#### EXERCISE DESCRIPTION:
Your task is to retype, word for word, the lines from the start of the data through the line holding "type Pt = [number, number];". Do not include the pictures.
start SOURCE MATERIAL
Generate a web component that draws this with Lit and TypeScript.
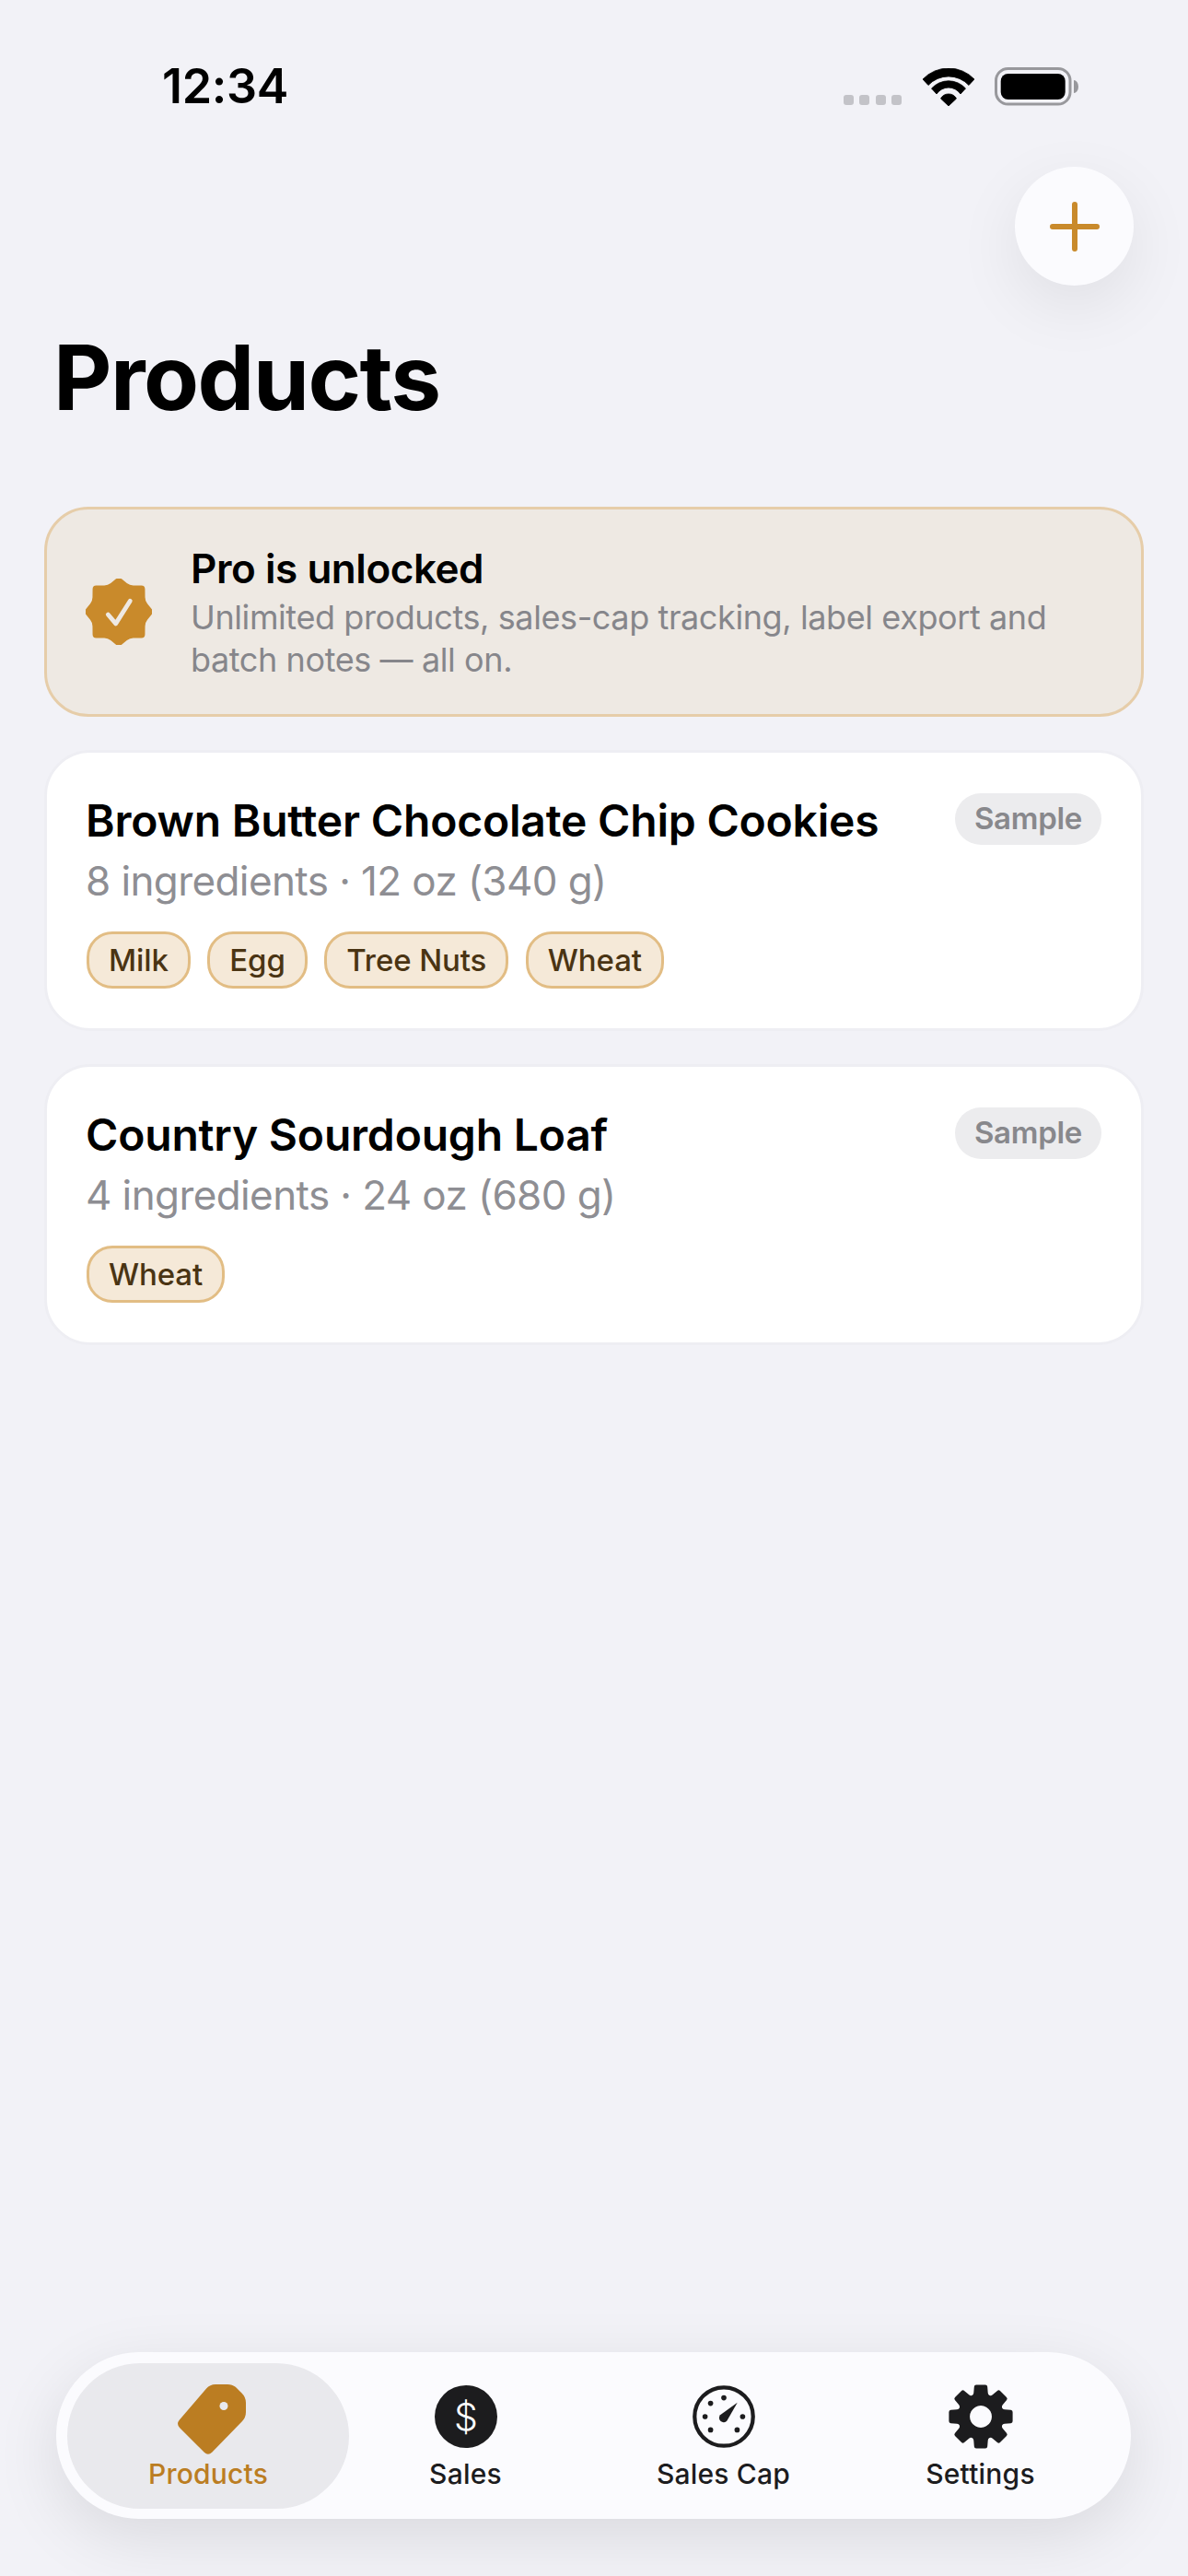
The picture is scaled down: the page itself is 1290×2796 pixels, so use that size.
import { LitElement, html, css, svg } from "lit";
import { customElement } from "lit/decorators.js";

type Pt = [number, number];

// Closed polygon whose corners are rounded by a quadratic curve, `r` units back from each vertex.
function roundPoly(pts: Pt[], r: number): string {
  const n = pts.length;
  let d = "";
  for (let i = 0; i < n; i++) {
    const v = pts[i];
    const prev = pts[(i + n - 1) % n];
    const next = pts[(i + 1) % n];
    const toward = (a: Pt, b: Pt): Pt => {
      const dx = b[0] - a[0];
      const dy = b[1] - a[1];
      const len = Math.hypot(dx, dy);
      const k = Math.min(r, len / 2) / len;
      return [a[0] + dx * k, a[1] + dy * k];
    };
    const a = toward(v, prev);
    const b = toward(v, next);
    d += `${i ? "L" : "M"}${a[0].toFixed(2)} ${a[1].toFixed(2)} Q${v[0].toFixed(2)} ${v[1].toFixed(2)} ${b[0].toFixed(2)} ${b[1].toFixed(2)} `;
  }
  return d + "Z";
}

const polar = (rad: number, ang: number, c = 12): Pt => [c + rad * Math.cos(ang), c + rad * Math.sin(ang)];

const gearPts: Pt[] = [];
for (let i = 0; i < 8; i++) {
  const a = (i * 2 * Math.PI) / 8 - Math.PI / 2;
  gearPts.push(polar(8.6, a - 0.32), polar(12.1, a - 0.2), polar(12.1, a + 0.2), polar(8.6, a + 0.32));
}
const gearPath = roundPoly(gearPts, 0.7) + " M12 7.900 a4.100 4.100 0 1 0 .01 0Z";

const badgePts: Pt[] = [];
for (let i = 0; i < 8; i++) {
  const a = (i * 2 * Math.PI) / 8 - Math.PI / 2;
  const tip = i % 2 === 0 ? 12.7 : 13.4;
  badgePts.push(polar(tip, a), polar(10.3, a + Math.PI / 8));
}
const badgePath = roundPoly(badgePts, 1.3);

const tagPath = roundPoly(
  [[37, 0], [62, 0], [76, 14], [76, 36], [35, 78], [0, 43]],
  6,
);

const dial = [0, 90, 135, 225, 270, 315].map((deg) => {
  const a = ((deg - 90) * Math.PI) / 180;
  return svg`<circle cx=${12 + 7.2 * Math.cos(a)} cy=${12 + 7.2 * Math.sin(a)} r="1" fill="#1c1c1e"></circle>`;
});

@customElement("app-root")
export class AppRoot extends LitElement {
  static styles = css`
    :host {
      display: block;
      width: 1290px;
      height: 2796px;
      background: #f2f2f7;
      font-family: Inter, "Liberation Sans", sans-serif;
      position: relative;
      overflow: hidden;
      color: #000;
    }
    .status {
      height: 181px;
      display: flex;
      justify-content: space-between;
      align-items: flex-start;
      box-sizing: border-box;
      padding: 63px 119px 0 176px;
    }
    .time {
      font-size: 52px;
      line-height: 62px;
      font-weight: 600;
      letter-spacing: -0.3px;
    }
    .sys {
      display: flex;
      align-items: flex-end;
      margin-top: 10px;
    }
    .dots {
      display: flex;
      gap: 6.5px;
      margin-right: 23px;
      margin-bottom: 1px;
    }
    .dots i {
      width: 11px;
      height: 11px;
      border-radius: 3px;
      background: #c3c3c8;
    }
    .wifi { width: 56px; height: 41px; margin-right: 22px; display: block; }
    .batt { width: 91px; height: 42px; display: block; }
    .fab-row {
      display: flex;
      justify-content: flex-end;
      padding-right: 59px;
      height: 129px;
    }
    .fab {
      width: 129px;
      height: 129px;
      border-radius: 50%;
      background: #fbfbfe;
      box-shadow: 0 22px 70px rgba(0, 0, 0, 0.08);
      display: flex;
      align-items: center;
      justify-content: center;
    }
    .fab svg { width: 54px; height: 54px; display: block; }
    h1 {
      margin: 41px 0 0;
      padding-left: 58px;
      font-size: 98px;
      line-height: 118px;
      font-weight: 700;
      letter-spacing: -1.5px;
    }
    .list {
      margin-top: 81px;
      padding: 0 48px;
      display: flex;
      flex-direction: column;
      gap: 36px;
    }
    .banner {
      box-sizing: border-box;
      height: 228px;
      border: 3px solid #e6cda9;
      border-radius: 48px;
      background: #eee9e3;
      display: flex;
      align-items: center;
      padding-left: 42px;
    }
    .banner svg { width: 72px; height: 72px; flex: none; display: block; margin-right: 42px; }
    .banner .t { font-size: 44px; line-height: 54px; font-weight: 600; letter-spacing: -0.45px; }
    .banner .s { font-size: 36px; line-height: 46px; color: #86868b; margin-top: 3px; letter-spacing: -0.4px; }
    .card {
      box-sizing: border-box;
      height: 305px;
      background: #fff;
      border: 3px solid #eeeef3;
      border-radius: 50px;
      padding: 44px 42px 0;
      position: relative;
    }
    .title { font-size: 48px; line-height: 60px; font-weight: 600; letter-spacing: -0.2px; }
    .sub { font-size: 44px; line-height: 56px; color: #8e8e93; margin-top: 7px; letter-spacing: -0.6px; }
    .pill {
      position: absolute;
      right: 43px;
      top: 44px;
      height: 56px;
      padding: 0 21px;
      border-radius: 28px;
      background: #ececee;
      color: #88888c;
      font-size: 33px;
      font-weight: 600;
      line-height: 55px;
      letter-spacing: -0.3px;
    }
    .tags { display: flex; gap: 18.5px; margin: 27px 0 0 1px; }
    .tag {
      box-sizing: border-box;
      height: 62px;
      padding: 0 21px;
      border: 3px solid #e2bd84;
      border-radius: 28px;
      background: #f5e9d8;
      color: #4a3413;
      font-size: 33px;
      font-weight: 500;
      line-height: 56px;
      letter-spacing: -0.1px;
    }
    .tabbar {
      position: absolute;
      left: 61px;
      top: 2553px;
      width: 1167px;
      height: 181px;
      box-sizing: border-box;
      border-radius: 90px;
      background: #fbfbfe;
      box-shadow: 0 20px 70px rgba(0, 0, 0, 0.1);
      display: grid;
      grid-template-columns: 304px 257px 303px 255px;
      padding: 12px 12px 11px;
    }
    .tab {
      display: flex;
      flex-direction: column;
      align-items: center;
      color: #1c1c1e;
      font-size: 30px;
      font-weight: 500;
      line-height: 36px;
      letter-spacing: 0.2px;
      padding-top: 24px;
    }
    .tab svg { width: 68px; height: 68px; display: block; margin-bottom: 10px; }
    .tab svg.tagi { width: 76px; height: 78px; margin: -1px 0 1px 6px; }
    .tab svg.gear { width: 70px; height: 70px; margin: -1px 0 9px; }
    .tab.on {
      background: #e9e9ed;
      border-radius: 79px;
      color: #bb7d22;
      width: 306px;
    }
  `;

  render() {
    return html`
      <div class="status">
        <div class="time">12:34</div>
        <div class="sys">
          <div class="dots"><i></i><i></i><i></i><i></i></div>
          <svg class="wifi" viewBox="0 0 56 41">
            <path d="M0 12 A38.700 38.700 0 0 1 56 12 L50 18.500 A30 30 0 0 0 6 18.500 Z" fill="#000" stroke="#000" stroke-width="0.800" stroke-linejoin="round"></path>
            <path d="M9.500 22 A25 25 0 0 1 46.500 22 L41 28 A15.600 15.600 0 0 0 15 28 Z" fill="#000" stroke="#000" stroke-width="0.800" stroke-linejoin="round"></path>
            <path d="M19.500 33 A9.700 9.700 0 0 1 36.500 33 L28 41 Z" fill="#000" stroke="#000" stroke-width="0.800" stroke-linejoin="round"></path>
          </svg>
          <svg class="batt" viewBox="0 0 91 42">
            <rect x="1.500" y="1.500" width="80.500" height="38.500" rx="13" fill="none" stroke="#98989c" stroke-width="3"></rect>
            <rect x="6.700" y="7" width="70" height="28" rx="8" fill="#000"></rect>
            <path d="M86 14 a5 7 0 0 1 0 14Z" fill="#98989c"></path>
          </svg>
        </div>
      </div>
      <div class="fab-row">
        <div class="fab">
          <svg viewBox="0 0 54 54"><path d="M27 3V51M3 27H51" stroke="#c98a2b" stroke-width="6" stroke-linecap="round" fill="none"></path></svg>
        </div>
      </div>
      <h1>Products</h1>
      <div class="list">
        <div class="banner">
          <svg viewBox="0 0 24 24">
            <path d=${badgePath} fill="#c98a2b"></path>
            <path d="M8.100 13 L10.900 16.300 L16.100 8.100" fill="none" stroke="#eee9e3" stroke-width="1.600" stroke-linecap="round" stroke-linejoin="round"></path>
          </svg>
          <div>
            <div class="t">Pro is unlocked</div>
            <div class="s">Unlimited products, sales-cap tracking, label export and<br />batch notes — all on.</div>
          </div>
        </div>
        <div class="card">
          <div class="title">Brown Butter Chocolate Chip Cookies</div>
          <div class="sub">8 ingredients · 12 oz (340 g)</div>
          <div class="tags">
            <span class="tag">Milk</span><span class="tag">Egg</span><span class="tag">Tree Nuts</span><span class="tag">Wheat</span>
          </div>
          <span class="pill">Sample</span>
        </div>
        <div class="card">
          <div class="title">Country Sourdough Loaf</div>
          <div class="sub">4 ingredients · 24 oz (680 g)</div>
          <div class="tags"><span class="tag">Wheat</span></div>
          <span class="pill">Sample</span>
        </div>
      </div>
      <div class="tabbar">
        <div class="tab on">
          <svg class="tagi" viewBox="0 0 76 78">
            <path fill="#bb7d22" d=${tagPath}></path>
            <circle cx="52" cy="23.500" r="4.500" fill="#e9e9ed"></circle>
          </svg>
          Products
        </div>
        <div class="tab">
          <svg viewBox="0 0 68 68">
            <circle cx="34" cy="34" r="34" fill="#1c1c1e"></circle>
            <text x="34" y="49" text-anchor="middle" font-size="41" font-weight="300" fill="#fff" font-family="Inter, sans-serif">$</text>
          </svg>
          Sales
        </div>
        <div class="tab">
          <svg viewBox="0 0 24 24">
            <circle cx="12" cy="12" r="11.200" fill="none" stroke="#1c1c1e" stroke-width="1.500"></circle>
            ${dial}
            <path d="M17.200 6.600 L13.200 13.600 A1.700 1.700 0 0 1 10.600 11.400 Z" fill="#1c1c1e"></path>
          </svg>
          Sales Cap
        </div>
        <div class="tab">
          <svg class="gear" viewBox="0 0 24 24">
            <path fill-rule="evenodd" fill="#1c1c1e" d=${gearPath}></path>
          </svg>
          Settings
        </div>
      </div>
    `;
  }
}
end SOURCE MATERIAL
#### RESPONSE TO THIS EXERCISE:
Generate a web component that draws this with Lit and TypeScript.
The picture is scaled down: the page itself is 1290×2796 pixels, so use that size.
import { LitElement, html, css, svg } from "lit";
import { customElement } from "lit/decorators.js";

type Pt = [number, number];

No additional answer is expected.